Friends

"...Good friends we have had, oh good friends we've lost along the way..." sang Bob Marley. Those words always bring a lump to my throat. Faces of people I've known swim out from the darkness of the past. Familiar faces blurred by the haze of time. Recognizable features to which I can't put a name. Places that were once frequented everyday, now buried somewhere by the sands of my memories.

Time goes by so fast. Some days are so clear; as if they were yesterday. I can recall every detail. Every single moment as it passed. The sight of all my friends. The smiles. The laughter. All the secrets that we shared. The understanding. Knowing what was going on with each other. What was important. Hopes. Dreams. Aspirations. Hours spent together doing nothing. Just hanging out. Discussing the latest movie or serial. Impromptu plans for lunch. Late nights just driving. Hanging out at someone’s place with nothing to do. Asking for favours, knowing it won't be a big deal, and that it doesn't have to be a give and take thing. Nothing to be given in return. Calls that went on for hours even if it meant that on both sides we'd be on our computers playing or browsing, just grunting every once in a while to indicate our presence. All the advice. All the support. All the things we learnt from each other.

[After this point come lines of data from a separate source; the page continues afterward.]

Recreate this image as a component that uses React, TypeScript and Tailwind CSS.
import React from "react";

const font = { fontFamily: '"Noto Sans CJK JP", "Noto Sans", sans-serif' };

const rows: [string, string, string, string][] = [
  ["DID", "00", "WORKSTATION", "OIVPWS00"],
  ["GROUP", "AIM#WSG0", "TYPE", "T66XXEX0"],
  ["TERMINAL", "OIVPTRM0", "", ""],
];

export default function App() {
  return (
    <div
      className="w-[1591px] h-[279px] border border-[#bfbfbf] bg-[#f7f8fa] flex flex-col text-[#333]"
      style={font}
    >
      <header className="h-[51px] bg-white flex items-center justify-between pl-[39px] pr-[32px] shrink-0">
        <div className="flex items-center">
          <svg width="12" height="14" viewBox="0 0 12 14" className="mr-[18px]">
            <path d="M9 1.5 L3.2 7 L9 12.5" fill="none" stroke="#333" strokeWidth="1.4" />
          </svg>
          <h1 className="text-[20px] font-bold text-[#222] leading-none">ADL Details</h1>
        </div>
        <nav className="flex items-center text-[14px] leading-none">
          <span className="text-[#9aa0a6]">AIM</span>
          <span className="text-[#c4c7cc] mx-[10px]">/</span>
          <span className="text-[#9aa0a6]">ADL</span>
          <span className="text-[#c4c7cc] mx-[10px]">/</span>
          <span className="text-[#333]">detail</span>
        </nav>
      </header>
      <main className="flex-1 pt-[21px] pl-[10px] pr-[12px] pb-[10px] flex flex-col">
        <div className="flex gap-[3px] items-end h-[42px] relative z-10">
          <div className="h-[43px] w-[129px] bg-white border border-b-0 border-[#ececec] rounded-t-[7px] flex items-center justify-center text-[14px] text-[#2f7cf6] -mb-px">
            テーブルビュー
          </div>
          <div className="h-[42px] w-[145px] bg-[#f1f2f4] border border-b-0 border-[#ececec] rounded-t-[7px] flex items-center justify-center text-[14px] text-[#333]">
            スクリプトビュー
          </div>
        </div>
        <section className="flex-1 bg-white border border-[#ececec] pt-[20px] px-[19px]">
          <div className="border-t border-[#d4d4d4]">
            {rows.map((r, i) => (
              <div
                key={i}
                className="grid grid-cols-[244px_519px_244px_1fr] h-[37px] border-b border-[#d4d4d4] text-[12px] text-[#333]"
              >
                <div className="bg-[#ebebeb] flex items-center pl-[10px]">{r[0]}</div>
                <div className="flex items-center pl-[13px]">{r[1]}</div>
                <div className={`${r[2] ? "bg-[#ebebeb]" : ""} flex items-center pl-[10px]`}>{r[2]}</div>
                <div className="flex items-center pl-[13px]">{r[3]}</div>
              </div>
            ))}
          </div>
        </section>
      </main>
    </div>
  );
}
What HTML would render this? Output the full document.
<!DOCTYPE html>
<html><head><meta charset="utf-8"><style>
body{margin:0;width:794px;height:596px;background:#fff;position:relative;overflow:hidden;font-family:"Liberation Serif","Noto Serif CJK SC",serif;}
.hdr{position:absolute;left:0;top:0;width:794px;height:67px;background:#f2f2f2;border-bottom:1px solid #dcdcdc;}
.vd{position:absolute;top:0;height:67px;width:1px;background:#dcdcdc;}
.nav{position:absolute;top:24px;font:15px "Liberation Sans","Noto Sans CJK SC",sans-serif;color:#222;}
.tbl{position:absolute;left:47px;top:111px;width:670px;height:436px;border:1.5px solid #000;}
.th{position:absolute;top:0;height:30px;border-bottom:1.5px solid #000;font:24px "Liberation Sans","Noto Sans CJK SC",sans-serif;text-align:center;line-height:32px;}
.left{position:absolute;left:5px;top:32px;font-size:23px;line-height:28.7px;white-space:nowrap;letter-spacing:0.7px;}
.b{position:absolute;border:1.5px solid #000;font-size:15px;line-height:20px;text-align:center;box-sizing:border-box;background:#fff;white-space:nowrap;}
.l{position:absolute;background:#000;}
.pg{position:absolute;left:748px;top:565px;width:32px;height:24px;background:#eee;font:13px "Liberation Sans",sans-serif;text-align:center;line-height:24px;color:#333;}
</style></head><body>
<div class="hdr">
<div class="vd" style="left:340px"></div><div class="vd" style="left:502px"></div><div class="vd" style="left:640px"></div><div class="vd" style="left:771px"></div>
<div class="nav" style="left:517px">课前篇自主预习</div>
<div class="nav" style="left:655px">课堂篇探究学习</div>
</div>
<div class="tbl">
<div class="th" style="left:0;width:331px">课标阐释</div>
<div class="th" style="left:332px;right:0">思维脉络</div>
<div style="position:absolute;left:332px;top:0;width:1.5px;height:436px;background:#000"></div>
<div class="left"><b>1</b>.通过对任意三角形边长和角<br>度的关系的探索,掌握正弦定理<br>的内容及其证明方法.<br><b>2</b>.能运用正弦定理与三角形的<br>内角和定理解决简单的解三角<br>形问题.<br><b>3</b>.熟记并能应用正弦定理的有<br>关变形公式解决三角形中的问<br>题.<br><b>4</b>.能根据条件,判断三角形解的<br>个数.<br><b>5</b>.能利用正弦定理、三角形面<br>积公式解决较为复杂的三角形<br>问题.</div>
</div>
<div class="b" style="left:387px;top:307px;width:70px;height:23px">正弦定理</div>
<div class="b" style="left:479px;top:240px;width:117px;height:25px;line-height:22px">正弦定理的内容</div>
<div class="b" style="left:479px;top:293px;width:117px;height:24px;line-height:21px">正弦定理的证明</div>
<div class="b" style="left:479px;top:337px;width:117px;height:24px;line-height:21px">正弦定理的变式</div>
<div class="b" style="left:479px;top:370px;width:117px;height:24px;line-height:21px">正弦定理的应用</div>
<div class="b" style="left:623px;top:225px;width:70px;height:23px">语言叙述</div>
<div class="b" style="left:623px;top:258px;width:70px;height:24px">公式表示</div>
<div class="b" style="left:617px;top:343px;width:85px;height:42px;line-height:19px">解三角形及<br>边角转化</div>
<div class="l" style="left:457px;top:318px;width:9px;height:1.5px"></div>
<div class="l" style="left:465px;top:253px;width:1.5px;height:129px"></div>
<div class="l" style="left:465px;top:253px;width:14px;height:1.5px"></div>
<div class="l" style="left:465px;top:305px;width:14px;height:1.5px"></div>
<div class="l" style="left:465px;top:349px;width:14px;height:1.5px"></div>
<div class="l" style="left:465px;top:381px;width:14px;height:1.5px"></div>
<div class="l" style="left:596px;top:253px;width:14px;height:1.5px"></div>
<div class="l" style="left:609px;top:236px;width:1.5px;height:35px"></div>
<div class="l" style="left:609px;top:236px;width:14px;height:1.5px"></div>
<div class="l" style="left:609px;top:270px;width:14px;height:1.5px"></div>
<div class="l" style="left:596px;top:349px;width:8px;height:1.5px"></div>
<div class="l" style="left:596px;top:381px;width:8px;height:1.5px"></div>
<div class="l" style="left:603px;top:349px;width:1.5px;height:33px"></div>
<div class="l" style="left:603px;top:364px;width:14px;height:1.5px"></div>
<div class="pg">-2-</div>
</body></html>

And now there are only acquaintances. No friends. The closeness and affection has all been swept away by the hands of the clock. You meet people meet and then go back home. There is no time to connect. Actually, no one even seems to want to. The cut throat world that we live in forces everyone to look out for just themselves.

Everything changes so much. Keeping in touch is so hard. I have no idea what is going on with my closest friends right now. I haven't talked to them in months. And the worst part is, I keep putting it off myself. Tomorrow, I tell myself. And we all know, tomorrow never comes.

Well, it's here now. I'm gonna put off everything else. I'm gonna sit down. And I'm gonna talk to some of the people who meant and still mean the most to me.